Curtis owns 80 acres and cash rents another 80 acres - which means that even though he has fewer dollars coming in, he still owes a fixed fee to his landowner. He said he hasn’t set a date, but he plans to have a conversation soon about lowering the rent.

“It’s an awkward situation to be in,” he said. “It would be like asking for a lower rent at your house because you had to get another job because you were laid off.”

The majority of the land Curtis works is owned by his parents, who pay him to farm it. It’s where he makes 70% of his income.

If the downturn persists, Curtis will be forced to do what a lot of beginning farmers have already done: take an off-farm job.

“If that was the only way I could continue, it'd be no question that's what I'd do,” he said. “But that'll be a tough decision to have to make because my passion is here at the farm.”

Drue Calvert doesn’t have the luxury of choice. He considers himself a farmer, but he doesn’t earn enough selling corn and soybeans to support his family, so he works as a Munson Hybrids seed salesman during the day.

At harvest time, instead of heading out to his field, he hops into the company truck, a red pick-up with a big “M” logo and an ear of corn painted on the hood, and drives around rural Illinois visiting customers.
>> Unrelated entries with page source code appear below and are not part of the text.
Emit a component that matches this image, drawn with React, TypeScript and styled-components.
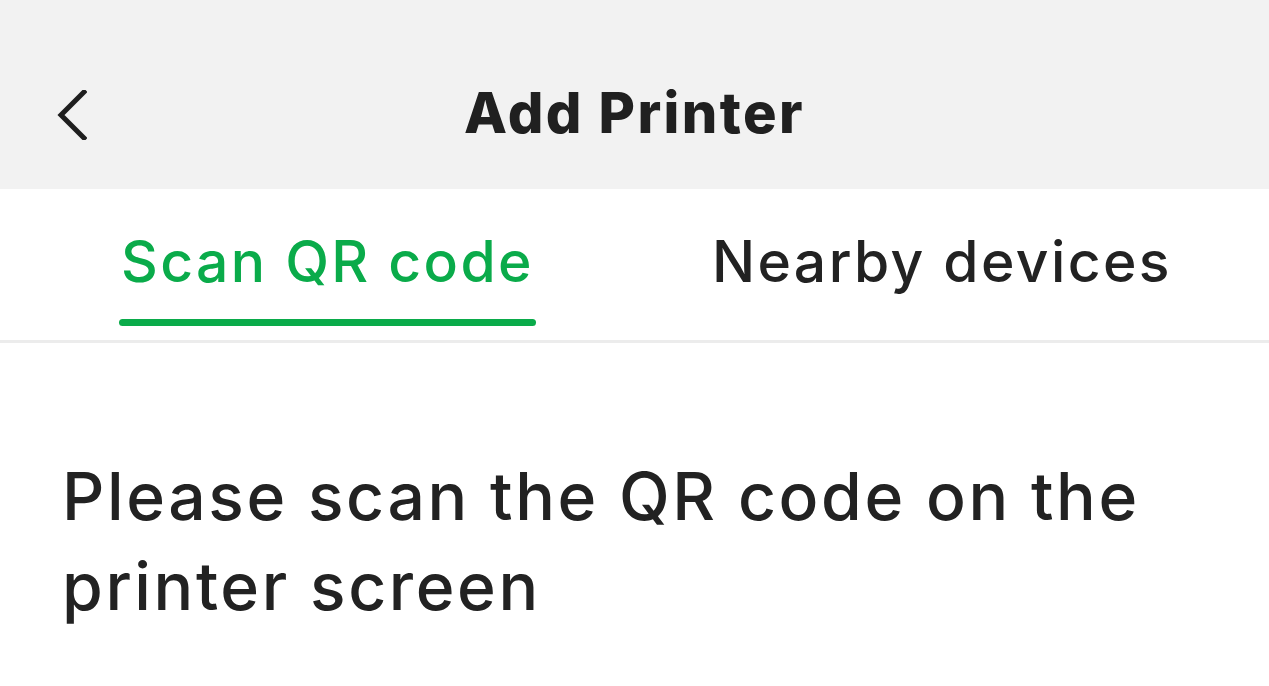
import React, { useState } from "react";
import styled, { createGlobalStyle } from "styled-components";

const GlobalStyle = createGlobalStyle`
  html, body { margin: 0; padding: 0; background: #ffffff; }
  body { font-family: Inter, "Noto Sans", "Liberation Sans", sans-serif; color: #222222; }
  * { box-sizing: border-box; }
`;

const Page = styled.div`
  width: 1269px;
  height: 686px;
  overflow: hidden;
  background: #ffffff;
  display: flex;
  flex-direction: column;
`;

const Header = styled.header`
  height: 189px;
  background: #f2f2f2;
  padding-top: 36px;
  display: grid;
  grid-template-columns: 1fr auto 1fr;
  align-items: center;
`;

const BackButton = styled.button`
  justify-self: start;
  margin-left: 55px;
  margin-top: 4px;
  width: 34px;
  height: 52px;
  padding: 0;
  border: none;
  background: transparent;
  display: flex;
  align-items: center;
  justify-content: center;
  cursor: pointer;
`;

const Title = styled.h1`
  margin: 0;
  font-size: 56px;
  line-height: 68px;
  font-weight: 800;
  letter-spacing: 2.4px;
  color: #202020;
`;

const Tabs = styled.nav`
  height: 154px;
  border-bottom: 3px solid #ececec;
  display: flex;
  padding-left: 119px;
  gap: 174px;
`;

const Tab = styled.button<{ $active: boolean }>`
  border: none;
  background: transparent;
  padding: 39px 0 0;
  display: flex;
  flex-direction: column;
  align-items: stretch;
  cursor: pointer;
  font-family: inherit;
  color: ${(p) => (p.$active ? "#0aab4a" : "#222222")};
`;

const TabLabel = styled.span`
  font-size: 57px;
  line-height: 68px;
  font-weight: 500;
  letter-spacing: 2.4px;
  padding: 0 2px;
  white-space: nowrap;
`;

const Indicator = styled.span<{ $active: boolean }>`
  display: block;
  margin-top: 23px;
  height: 7px;
  border-radius: 4px;
  background: ${(p) => (p.$active ? "#0aab4a" : "transparent")};
`;

const Body = styled.main`
  padding: 108px 62px 0;
`;

const Instruction = styled.p`
  margin: 0;
  font-size: 66px;
  line-height: 90px;
  font-weight: 500;
  letter-spacing: 2.6px;
  color: #222222;
  max-width: 1170px;
`;

export default function App() {
  const [tab, setTab] = useState(0);
  const tabs = ["Scan QR code", "Nearby devices"];
  return (
    <>
      <GlobalStyle />
      <Page>
        <Header>
          <BackButton aria-label="Back">
            <svg width="30" height="50" viewBox="0 0 30 50">
              <polyline
                points="27,2 4,25 27,48"
                fill="none"
                stroke="#1f1f1f"
                strokeWidth="5"
                strokeLinecap="square"
                strokeLinejoin="miter"
              />
            </svg>
          </BackButton>
          <Title>Add Printer</Title>
          <span />
        </Header>
        <Tabs>
          {tabs.map((t, i) => (
            <Tab key={t} $active={tab === i} onClick={() => setTab(i)}>
              <TabLabel>{t}</TabLabel>
              <Indicator $active={tab === i} />
            </Tab>
          ))}
        </Tabs>
        <Body>
          <Instruction>Please scan the QR code on the printer screen</Instruction>
        </Body>
      </Page>
    </>
  );
}
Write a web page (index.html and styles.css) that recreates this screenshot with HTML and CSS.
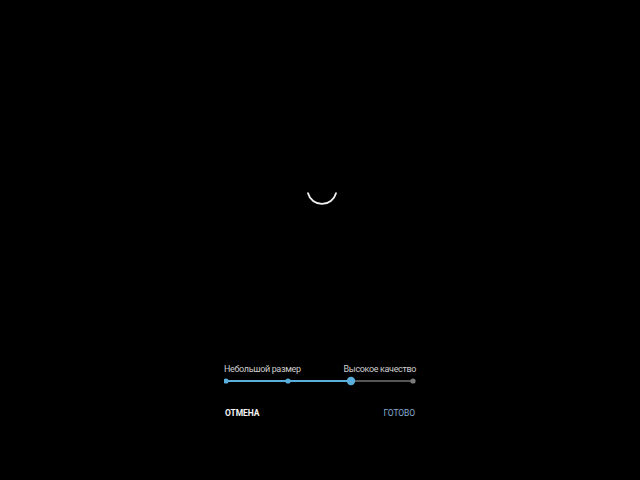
FILE: index.html
```html
<!DOCTYPE html>
<html lang="ru">
<head>
<meta charset="utf-8">
<title>Качество</title>
<link rel="stylesheet" href="styles.css">
</head>
<body>
<div class="screen">
  <div class="preview">
    <svg class="spinner" width="36" height="36" viewBox="0 0 36 36">
      <path d="M32 22.2 A14.5 14.5 0 0 1 4 22.2" fill="none" stroke="#f2f2f2" stroke-width="1.8" stroke-linecap="round"/>
    </svg>
  </div>
  <div class="panel">
    <div class="labels">
      <span>Небольшой размер</span>
      <span>Высокое качество</span>
    </div>
    <svg class="slider" width="192" height="12" viewBox="0 0 192 12">
      <line x1="2" y1="6" x2="127" y2="6" stroke="#5aaedc" stroke-width="2"/>
      <line x1="127" y1="6" x2="189" y2="6" stroke="#555" stroke-width="2"/>
      <circle cx="2" cy="6" r="2.6" fill="#5aaedc"/>
      <circle cx="64" cy="6" r="2.6" fill="#5aaedc"/>
      <circle cx="189" cy="6" r="2.6" fill="#7a7a7a"/>
      <circle cx="127" cy="6" r="4.2" fill="#5aaedc"/>
    </svg>
    <div class="buttons">
      <span class="btn cancel">ОТМЕНА</span>
      <span class="btn done">ГОТОВО</span>
    </div>
  </div>
</div>
</body>
</html>
```
FILE: styles.css
```css
html, body {
  margin: 0;
  padding: 0;
  background: #000;
}
body {
  font-family: Roboto, "Noto Sans", sans-serif;
  width: 640px;
  height: 480px;
  overflow: hidden;
}
.screen {
  display: flex;
  flex-direction: column;
  align-items: center;
  height: 480px;
}
.preview {
  padding-top: 171px;
  padding-left: 3px;
  height: 36px;
}
.spinner {
  display: block;
}
.panel {
  width: 192px;
  margin-top: 156px;
  display: flex;
  flex-direction: column;
}
.labels {
  display: flex;
  justify-content: space-between;
  font-size: 9px;
  letter-spacing: -0.35px;
  line-height: 12px;
  color: #cfcfcf;
}
.slider {
  display: block;
  margin-top: 0;
}
.buttons {
  display: flex;
  justify-content: space-between;
  margin-top: 20px;
  padding: 0 1px;
  font-size: 8.5px;
  line-height: 12px;
}
.cancel {
  color: #f4f4f4;
  font-weight: bold;
  letter-spacing: -0.1px;
}
.done {
  color: #86acd2;
  font-weight: normal;
  letter-spacing: -0.1px;
}
```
He said he enjoys the work, but more than anything, he wants to quit and farm full-time.

“That's my biggest goal, to be self-employed,” he said. “I mean, that's what I wake up thinking about.”

Drue Calvert, left, is a Munson Hybrids seed salesman. He's pictured here catching up with one of his customers. Calvert said he works so that he can afford to farm. Photo by Abby Wendle.

He currently rents 200 acres of his dad’s land in western Illinois and farms it in his free time, borrowing his dad’s equipment.

Last year, Calvert’s dad came to him to discuss transferring over more ownership of the farm. But when Calvert brought it back up, his dad told him this year’s no good. He didn’t want to pass on more risk to his son while times are tough.

Calvert, who’s wanted greater ownership of his dad’s operation for more than a decade, said these kinds of delays are frustrating.

But they’re also an opportunity to cultivate patience.

“Ten years ago, I would argue,” he said. “But I’ve realized, he's put a lot of time in to get to where he is. And maybe if things are where he wants them to be, then I should just appreciate that and hope I get there one day, too.”

Patience might be a good quality to have going into 2015, with some economists predicting that commodity prices will dip even lower.